Kindly show me a better way to do it

Steven D'Aprano steve at REMOVE-THIS-cybersource.com.au
Sun May 9 02:17:07 EDT 2010


On Sat, 08 May 2010 14:06:33 -0700, Oltmans wrote:

> On May 9, 1:53 am, superpollo <ute... at esempio.net> wrote:
> 
>> add = lambda a,b: a+b
>> for i in reduce(add,a):
>>      print i
> 
> This is very neat. Thank you. Sounds like magic to me. Can you please
> explain how does that work? Many thanks again.

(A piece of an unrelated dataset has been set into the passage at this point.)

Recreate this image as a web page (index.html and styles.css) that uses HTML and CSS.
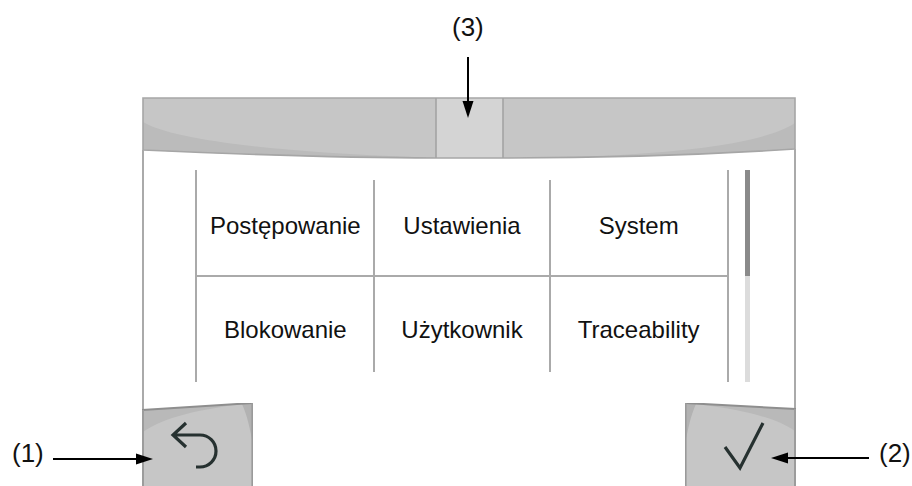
FILE: index.html
```html
<!DOCTYPE html>
<html lang="pl">
<head>
<meta charset="utf-8">
<title>Menu</title>
<link rel="stylesheet" href="styles.css">
</head>
<body>
<div class="figure">
  <div class="screen">
    <svg class="topbar" width="654" height="62" viewBox="0 0 654 62">
      <path d="M1,1 H653 V52 C560,58 450,61 361,61 H294 C200,61 90,57 1,53 Z" fill="#c6c6c6"/>
      <path d="M1,25 C30,42 120,54 270,60 L294,61 C200,61 90,57 1,53 Z" fill="#bbbbbb"/>
      <path d="M653,26 C625,44 560,55 440,60 C520,59 600,56 653,52 Z" fill="#bbbbbb"/>
      <rect x="294" y="1" width="67" height="60" fill="#d4d4d4"/>
      <path d="M1,1 H653 V52 C560,58 450,61 361,61 H294 C200,61 90,57 1,53 Z" fill="none" stroke="#a6a6a6" stroke-width="1.6"/>
      <path d="M294,1 V61 M361,1 V61" stroke="#a3a3a3" stroke-width="1.6"/>
      <rect x="0" y="53" width="2" height="9" fill="#aaaaaa"/>
      <rect x="652" y="52" width="2" height="10" fill="#aaaaaa"/>
    </svg>
    <div class="body">
      <div class="menu">
        <div class="cell r1">Postępowanie</div>
        <div class="cell r1 sep">Ustawienia</div>
        <div class="cell r1 sep">System</div>
        <div class="cell r2">Blokowanie</div>
        <div class="cell r2 sep">Użytkownik</div>
        <div class="cell r2 sep">Traceability</div>
      </div>
      <div class="scrollbar"><div class="thumb"></div></div>
    </div>
    <div class="buttons">
      <svg class="btn" width="111" height="83" viewBox="0 0 111 83">
        <rect x="0" y="0" width="2" height="8" fill="#aaaaaa"/>
        <polygon points="0,7 111,0 111,83 0,83" fill="#c6c6c6"/>
        <path d="M1,7 L100,1 C60,6 22,14 1,29 Z" fill="#b9b9b9"/>
        <path d="M100,1 L111,0 L111,42 C108,25 105,12 100,1 Z" fill="#b2b2b2"/>
        <path d="M0,7 L111,0" stroke="#8e8e8e" stroke-width="2"/>
        <path d="M1,7 V83" stroke="#9c9c9c" stroke-width="2"/>
        <path d="M110.2,0 V83" stroke="#9a9a9a" stroke-width="1.6"/>
        <path d="M44,20 L31,32 L44,44 M31,32 H58 A16,16 0 0 1 58,64 H54" fill="none" stroke="#263130" stroke-width="3.2"/>
      </svg>
      <svg class="btn" width="111" height="83" viewBox="0 0 111 83">
        <g transform="translate(111,0) scale(-1,1)">
          <rect x="0" y="0" width="2" height="8" fill="#aaaaaa"/>
          <polygon points="0,6 111,0 111,83 0,83" fill="#c6c6c6"/>
          <path d="M1,6 L100,1 C60,6 22,13 1,28 Z" fill="#b9b9b9"/>
          <path d="M100,1 L111,0 L111,42 C108,25 105,12 100,1 Z" fill="#b2b2b2"/>
          <path d="M0,6 L111,0" stroke="#8e8e8e" stroke-width="2"/>
          <path d="M1,6 V83" stroke="#9c9c9c" stroke-width="2"/>
          <path d="M110.2,0 V83" stroke="#9a9a9a" stroke-width="1.6"/>
        </g>
        <path d="M40,44 L55,65 L78,20" fill="none" stroke="#263130" stroke-width="3.2"/>
      </svg>
    </div>
  </div>

  <div class="label l3">(3)</div>
  <div class="label l1">(1)</div>
  <div class="label l2">(2)</div>
  <svg class="arrows" width="912" height="486" viewBox="0 0 912 486">
    <path d="M468,57 V104 M53,459 H138 M786,458 H869" stroke="#000" stroke-width="2"/>
    <polygon points="468,118 462.5,101 473.5,101" fill="#000"/>
    <polygon points="153,459 136,453.5 136,464.5" fill="#000"/>
    <polygon points="771,458 788,452.5 788,463.5" fill="#000"/>
  </svg>
</div>
</body>
</html>
```

FILE: styles.css
```css
html, body {
  margin: 0;
  padding: 0;
  background: #ffffff;
}

body {
  font-family: "Liberation Sans", Arial, sans-serif;
  color: #111111;
}

.figure {
  position: relative;
  width: 912px;
  height: 486px;
  overflow: hidden;
  padding-top: 97px;
  box-sizing: border-box;
}

.screen {
  margin-left: 142px;
  width: 654px;
}

.topbar {
  display: block;
}

.body {
  height: 244px;
  box-sizing: border-box;
  border-left: 2px solid #aaaaaa;
  border-right: 2px solid #aaaaaa;
  display: flex;
  align-items: flex-start;
  padding: 11px 0 0 51px;
}

.menu {
  width: 534px;
  height: 212px;
  box-sizing: border-box;
  border-left: 2px solid #aaaaaa;
  border-right: 2px solid #aaaaaa;
  display: grid;
  grid-template-columns: repeat(3, 1fr);
  grid-template-rows: 107px 105px;
}

.cell {
  position: relative;
  display: flex;
  align-items: center;
  justify-content: center;
  font-size: 24px;
  color: #111111;
}

.cell.r1 {
  border-bottom: 2px solid #aaaaaa;
  padding-top: 6px;
}

.cell.sep::before {
  content: "";
  position: absolute;
  left: -1px;
  width: 2px;
  background: #aaaaaa;
}

.cell.r1.sep::before {
  top: 10px;
  bottom: -2px;
}

.cell.r2.sep::before {
  top: 0;
  bottom: 10px;
}

.scrollbar {
  margin-left: 16px;
  width: 5px;
  height: 212px;
  background: #dcdcdc;
}

.thumb {
  height: 106px;
  background: #8a8a8a;
}

.buttons {
  display: flex;
  justify-content: space-between;
  height: 83px;
}

.btn {
  display: block;
}

.label {
  position: absolute;
  font-size: 26px;
  line-height: 26px;
  color: #111111;
}

.l3 {
  left: 452px;
  top: 14px;
}

.l1 {
  left: 12px;
  top: 440px;
}

.l2 {
  left: 879px;
  top: 440px;
}

.arrows {
  position: absolute;
  left: 0;
  top: 0;
  pointer-events: none;
}
```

Don't use this except for small lists, it is very inefficient and will be 
slow for large lists. It is a Shlemiel The Painter algorithm:

http://www.joelonsoftware.com/articles/fog0000000319.html


The most idiomatic solution is a simple, straightforward nested iteration:

for sublist in a:
    for item in sublist:
        do_something_with(item)

Say that there are 10 sublists with 10 items each. Then nested iteration 
will iterate 100 times in total. The solution with reduce will iterate:

10+10  # add the first sublist and the second sublist
20+10  # add the third sublist
30+10  # add the fourth sublist
40+10  # and so on... 
50+10
60+10
70+10
80+10
90+10  # add the last sublist
100  # and now iterate over the combined list

or 640 times in total.  If there are 100 sublists of 10 items each, the 
performance is even worse: 51,490 for the reduce solution, versus 1000 
for the nested iteration.

Admittedly those iterations will be in fast C code instead of slow Python 
code, which is why you might not notice the difference at first, but 
you're still doing a lot of unnecessary work which takes time. How much 
time? Python makes it easy to find out.

>>> from timeit import Timer
>>> setup = "data = [range(10) for i in range(10)]"
>>> t1 = Timer("""for sublist in data:
...     for item in sublist:
...             pass""", setup)
>>> t2 = Timer("""for item in reduce(lambda x,y: x+y, data):
...     pass""", setup)
>>>
>>> min(t1.repeat(number=100000))
0.94107985496520996
>>> min(t2.repeat(number=100000))
1.7509880065917969

So for ten sublists of ten items each, the solution using reduce is 
nearly twice as slow as the nested iteration. If we make the number of 
lists ten times larger, the nested for-loop solution takes ten times 
longer, as you would expect:

>>> setup = "data = [range(10) for i in range(100)]"
>>> t1 = Timer("""for sublist in data:
...     for item in sublist:
...             pass""", setup)
>>> min(t1.repeat(number=100000))
10.349304914474487


But the reduce solution slows down by a factor of thirty-two rather than 
ten:

>>> t2 = Timer("""for item in reduce(lambda x,y: x+y, data):
...     pass""", setup)
>>> min(t2.repeat(number=100000))
58.116463184356689


If we were to increase the number of sublists further, the reduce 
solution will perform even more badly.